Table of Contents

Scheduling in Linux

Linux by default uses a Completely Fair Scheduling (CFS) algorithm, which implements Weighted Fair Queueing (WFQ).

CFS starts by time-slicing the CPU among running threads. Each thread in the system gets to run at least once per timeslice (an epoch).

A thread accumulates vruntime (runtime / weight). When a thread’s vruntime exceeds its assigned timeslice, it gets pre-empted.

This can be adjusted with nice or renice.

Threads are organized in a runqueue, implemented as an RB-Tree. When a CPU wants to pick a new thread, it picks the leftmost node in the RB-Tree, which contains the smallest vruntime.

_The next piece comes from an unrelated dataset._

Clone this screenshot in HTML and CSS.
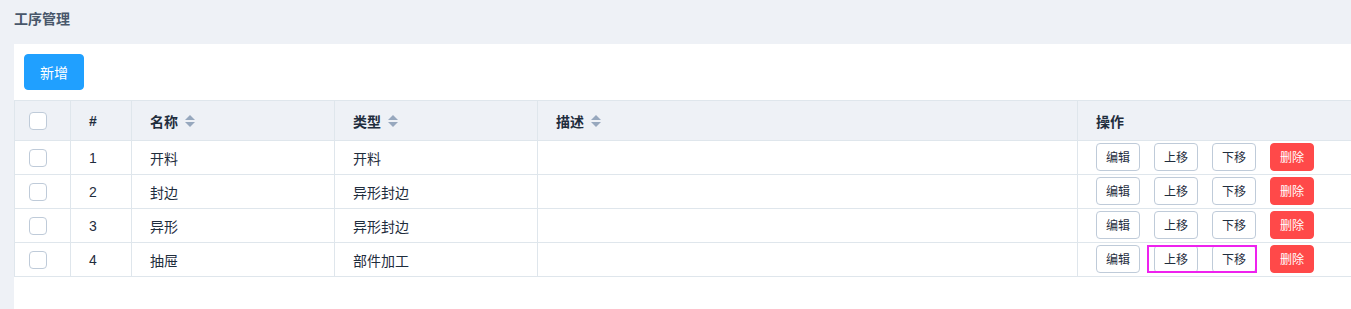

With multi-cores, however, each core needs its own queue of tasks to run, but those tasks can become unbalanced, which lowers efficiency.

To mitigate this, CFS load-balances runqueues between cores to keep them roughly balanced. This is expensive and incurs cache locality penalities, so the load balancer tries its best to only move threads betweens cores that are physically close on the processor. If it can’t find one close, then it’ll widen its search until it can find a better core.

Four Bugs

Group Imbalance

The scheduler only used to look at average load of cores, which led relatively free cores to not steal work from overloaded cores. To fix this, the comparison worked off of minimum loads.

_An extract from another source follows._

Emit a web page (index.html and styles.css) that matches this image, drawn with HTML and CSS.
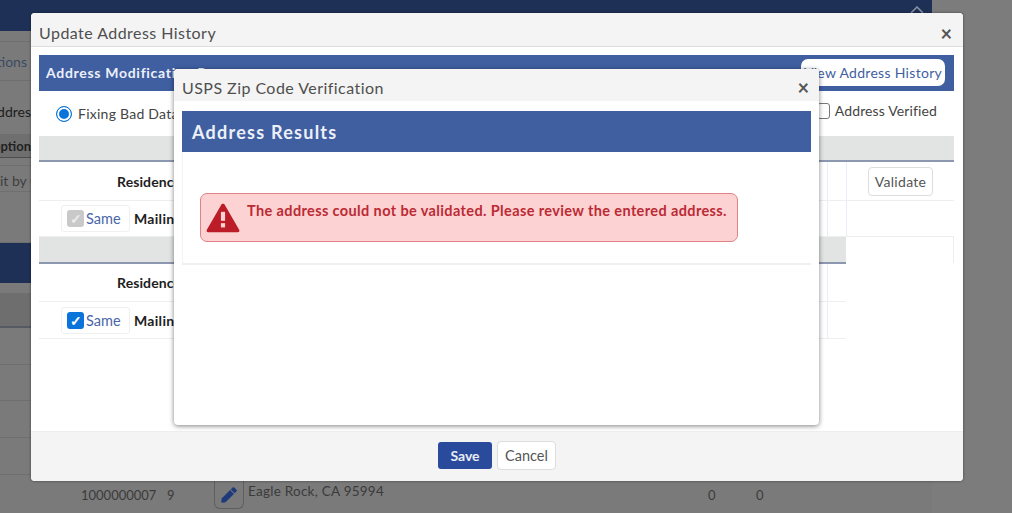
FILE: index.html
```html
<!DOCTYPE html>
<html lang="en">
<head>
<meta charset="utf-8">
<title>Update Address History</title>
<link rel="stylesheet" href="styles.css">
</head>
<body>
<div class="page">
  <div class="topbar">
    <svg class="chevron" viewBox="0 0 14 8" width="14" height="8"><path d="M1 7l6-6 6 6" fill="none" stroke="#8c93a3" stroke-width="1.500"/></svg>
  </div>
  <div class="side">
    <div class="side-row r-11"></div>
    <div class="side-row r-39 blue-text">tions</div>
    <div class="side-row r-54 dark-text">ddres</div>
    <div class="side-row r-23 option">option</div>
    <div class="side-row r-8"></div>
    <div class="side-row r-26 text">it by C</div>
    <div class="side-row r-51"></div>
    <div class="side-row r-40 navy"></div>
    <div class="side-row r-10 plain"></div>
    <div class="side-row r-35 shade"></div>
    <div class="side-row r-37"></div>
    <div class="side-row r-36"></div>
    <div class="side-row r-37"></div>
    <div class="side-row r-37"></div>
  </div>
  <div class="under-row">
    <span class="under-id">1000000007</span>
    <span class="under-num">9</span>
    <span class="under-edit">
      <svg viewBox="0 0 512 512" width="16" height="16"><path fill="#1f3a7a" d="M290 98l124 124-269 269-111 12c-15 2-27-11-26-26l12-111zM491 80l-59-59c-18-18-48-18-67 0l-55 55 124 124 57-55c18-19 18-49 0-65z"/></svg>
    </span>
    <span class="under-addr">Eagle Rock, CA 95994</span>
    <span class="under-zero zero-a">0</span>
    <span class="under-zero zero-b">0</span>
  </div>
</div>

<div class="modal outer">
  <header class="modal-head outer-head">
    <h2>Update Address History</h2>
    <span class="close">&#215;</span>
  </header>
  <div class="outer-body">
    <div class="banner">
      <span class="banner-title">Address Modification Reason</span>
      <button class="view-btn">View Address History</button>
    </div>
    <div class="options">
      <label class="radio-wrap"><span class="radio"></span>Fixing Bad Data</label>
      <label class="verified"><span class="box"></span>Address Verified</label>
    </div>
    <div class="section">
      <div class="grey-head"></div>
      <div class="row res-row lined-two">
        <span class="row-label">Residence</span>
        <button class="validate">Validate</button>
      </div>
      <div class="row mail-row lined-two">
        <span class="same"><span class="check off">&#10003;</span>Same</span>
        <span class="row-bold">Mailing</span>
      </div>
    </div>
    <div class="section section-b">
      <div class="grey-head"></div>
      <div class="row res-row lined-one">
        <span class="row-label">Residence</span>
      </div>
      <div class="row mail-row lined-one">
        <span class="same"><span class="check on">&#10003;</span>Same</span>
        <span class="row-bold">Mailing</span>
      </div>
    </div>
  </div>
  <footer class="outer-foot">
    <button class="save">Save</button>
    <button class="cancel">Cancel</button>
  </footer>
</div>

<div class="modal inner">
  <header class="modal-head inner-head">
    <h2>USPS Zip Code Verification</h2>
    <span class="close">&#215;</span>
  </header>
  <div class="inner-body">
    <div class="results">
      <div class="results-title">Address Results</div>
      <div class="results-content">
        <div class="alert">
          <svg class="alert-icon" viewBox="0 0 36 32" width="34" height="31">
            <path fill="#bb1c27" d="M18 1.500c1 0 1.600.5 2.100 1.400l15 26c.8 1.400 0 2.600-1.500 2.600H2.400c-1.500 0-2.300-1.200-1.500-2.600l15-26C16.400 2 17 1.500 18 1.500z"/>
            <rect x="15.800" y="10" width="4.400" height="9.500" fill="#fdd2d2"/>
            <rect x="15.800" y="22" width="4.400" height="4.500" fill="#fdd2d2"/>
          </svg>
          <span class="alert-text">The address could not be validated. Please review the entered address.</span>
        </div>
      </div>
    </div>
  </div>
</div>
</body>
</html>
```

FILE: styles.css
```css
* { box-sizing: border-box; }
html, body { margin: 0; padding: 0; }
body {
  width: 1012px;
  height: 513px;
  overflow: hidden;
  background: #7c7c7c;
  font-family: Lato, "Open Sans", sans-serif;
  color: #4d4d4d;
  position: relative;
}
button { font-family: inherit; }

/* dimmed page behind the dialogs */
.page { width: 932px; height: 513px; background: #7a7a7a; position: relative; }
.topbar { height: 31px; background: #1f3057; display: flex; justify-content: flex-end; padding: 6px 8px 0 0; align-items: flex-start; }
.side { width: 31px; display: flex; flex-direction: column; overflow: hidden; }
.side-row { flex: none; border-bottom: 1px solid #6f6f6f; font-size: 14px; color: #3f3f3f; display: flex; align-items: center; justify-content: flex-end; white-space: nowrap; overflow: hidden; }
.r-8 { height: 8px; }
.r-10 { height: 10px; }
.r-11 { height: 11px; }
.r-23 { height: 23px; }
.r-26 { height: 26px; }
.r-35 { height: 35px; }
.r-36 { height: 36px; }
.r-37 { height: 37px; }
.r-39 { height: 39px; }
.r-40 { height: 40px; }
.r-51 { height: 51px; }
.r-54 { height: 54px; padding-top: 8px; }
.blue-text { color: #3a4a63; padding-right: 4px; }
.text { color: #3f3f3f; justify-content: flex-start; padding-top: 4px; }
.dark-text { color: #1d1d1d; }
.option { font-weight: 700; font-size: 13px; color: #222; background: #6f6f6f; border-bottom: 1px solid #4d4d4d; }
.navy { background: #1f3057; border: 0; }
.plain { border: 0; }
.shade { background: #6d6e6d; border-bottom: 2px solid #565a62; }

.under-row { position: absolute; left: 0; top: 481px; width: 932px; height: 32px; font-size: 13px; color: #3a3a3a; }
.under-id { position: absolute; left: 81px; top: 6px; }
.under-num { position: absolute; left: 167px; top: 6px; }
.under-edit { position: absolute; left: 214px; top: 0; width: 30px; height: 28px; border: 1px solid #5e5e5e; border-top: 0; border-radius: 0 0 6px 6px; display: flex; align-items: center; justify-content: center; }
.under-addr { position: absolute; left: 248px; top: 2px; font-size: 13.500px; letter-spacing: .25px; }
.zero-a { position: absolute; left: 708px; top: 6px; }
.zero-b { position: absolute; left: 756px; top: 6px; }

/* dialogs */
.modal { position: absolute; background: #fff; border-radius: 4px; display: flex; flex-direction: column; }
.outer { left: 31px; top: 13px; width: 932px; height: 468px; box-shadow: 0 0 3px rgba(0,0,0,.45); }
.inner { left: 174px; top: 69px; width: 645px; height: 356px; box-shadow: 0 1px 5px rgba(0,0,0,.5); }
.modal-head { background: #f4f4f4; display: flex; align-items: center; justify-content: space-between; flex: none; border-radius: 4px 4px 0 0; }
.modal-head h2 { margin: 0; font-weight: 400; font-size: 16px; color: #4f4f4f; letter-spacing: .45px; }
.outer-head { height: 34px; padding: 6px 11px 0 8px; border-bottom: 1px solid #dedede; }
.inner-head { height: 32px; padding: 4px 10px 0 8px; }
.close { font-size: 20px; line-height: 1; color: #555; font-weight: 700; }

.outer-body { flex: 1; padding: 8px 9px 0 8px; min-height: 0; }
.banner { height: 36px; background: #3f5fa1; display: flex; align-items: center; justify-content: space-between; padding: 0 9px 2px 7px; }
.banner-title { color: #edf0f7; font-weight: 700; font-size: 14px; letter-spacing: .7px; white-space: nowrap; }
.view-btn { width: 144px; height: 27px; border: 0; border-radius: 7px; background: #fff; color: #3f5fa1; font-size: 14px; padding: 0; letter-spacing: .3px; }
.options { height: 45px; display: flex; align-items: center; justify-content: space-between; padding: 0 17px 0 17px; font-size: 14px; color: #444; letter-spacing: .25px; }
.radio-wrap, .verified { display: flex; align-items: center; }
.verified { margin-bottom: 6px; letter-spacing: .13px; }
.radio { width: 16px; height: 16px; border-radius: 50%; border: 1px solid #0a74da; background: #0a74da; box-shadow: inset 0 0 0 2px #fff; margin-right: 6px; }
.box { width: 13px; height: 16px; border: 1px solid #777; border-radius: 3px; margin-right: 5px; background: #fff; }

.grey-head { height: 26px; background: #e2e4e3; border-bottom: 2px solid #8c97b0; }
.row { position: relative; display: flex; align-items: center; border-bottom: 1px solid #eee; }
.lined-two {
  background:
    linear-gradient(#e8eef5, #e8eef5) 788px 0 / 1px 100% no-repeat,
    linear-gradient(#e8eef5, #e8eef5) 807px 0 / 1px 100% no-repeat;
}
.lined-one {
  background: linear-gradient(#e8eef5, #e8eef5) 788px 0 / 1px 100% no-repeat;
}
.res-row { height: 39px; padding-left: 78px; }
.mail-row { height: 36px; padding-left: 22px; }
.row-label { font-weight: 700; font-size: 14px; color: #1e1e1e; white-space: nowrap; letter-spacing: .1px; }
.row-bold { font-weight: 700; font-size: 14px; color: #1e1e1e; margin-left: 4px; white-space: nowrap; letter-spacing: .3px; }
.validate { position: absolute; right: 21px; top: 5px; width: 65px; height: 29px; background: #fff; border: 1px solid #ddd; border-radius: 4px; font-size: 14px; color: #555; padding: 0; letter-spacing: .3px; }
.same { width: 69px; height: 27px; display: flex; align-items: center; border: 1px solid #f0f0f0; border-radius: 3px; padding-left: 5px; font-size: 14.500px; color: #4a66a8; }
.check { width: 17px; height: 17px; border-radius: 3px; margin-right: 2px; display: flex; align-items: center; justify-content: center; font-size: 14px; font-weight: 700; color: #fff; }
.check.off { background: #c9c9c9; color: #ececec; }
.check.on { background: #0a74da; }

.section-b { background: linear-gradient(#eee, #eee) 100% 0 / 1px 26px no-repeat; }
.section-b .grey-head { width: 807px; height: 27px; }
.section-b .row { width: 807px; }
.section-b .res-row { height: 38px; }
.section-b .mail-row { height: 37px; }

.outer-foot { flex: none; height: 50px; background: #f4f4f4; display: flex; align-items: center; justify-content: center; gap: 5px; border-top: 1px solid #eee; border-radius: 0 0 4px 4px; padding-bottom: 2px; }
.save { width: 54px; height: 27px; background: #2a4b9b; color: #e9edf6; border: 0; border-radius: 3px; font-weight: 700; font-size: 14px; padding: 0; }
.cancel { width: 59px; height: 29px; background: #fff; color: #555; border: 1px solid #ddd; border-radius: 4px; font-size: 14.500px; padding: 0; }

.inner-body { flex: 1; padding: 10px 8px 0; }
.results { border-left: 1px solid #f3f3f3; border-bottom: 2px solid #f0f0f0; }
.results-title { height: 41px; margin-left: -1px; background: #3f5fa1; color: #edf0f7; font-weight: 700; font-size: 18px; letter-spacing: 1.250px; display: flex; align-items: center; padding-left: 10px; }
.results-content { padding: 41px 72px 21px 17px; }
.alert { height: 49px; width: 538px; background: #fdd2d2; border: 1px solid #e08286; border-radius: 7px; display: flex; align-items: flex-start; padding: 8px 0 0 5px; }
.alert-icon { flex: none; margin-right: 7px; }
.alert-text { color: #bb2a35; font-weight: 700; font-size: 14.500px; letter-spacing: .38px; white-space: nowrap; }
```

Scheduling Group Construction

Scheduling groups could have nodes in multiple groups. If that was the case, then work could not be shared to the other group, because their average workload would look relatively similar to the scheduler.

Overload-on-wakeup

When a thread goes to sleep on node X, and the thread that wakes it up later is running on that same node, it will try to use a core on that node, (to optimize cache locality). The scheduler was fixed to look at all idle cores, which worked better for workloads with lots of sleeping.

Missing scheduling domains

There was another bug where if a core was disabled and then renabled, load balancing between the nodes never occurred, so that core would no longer be able to steal work. This led to a 138x speedup in one case.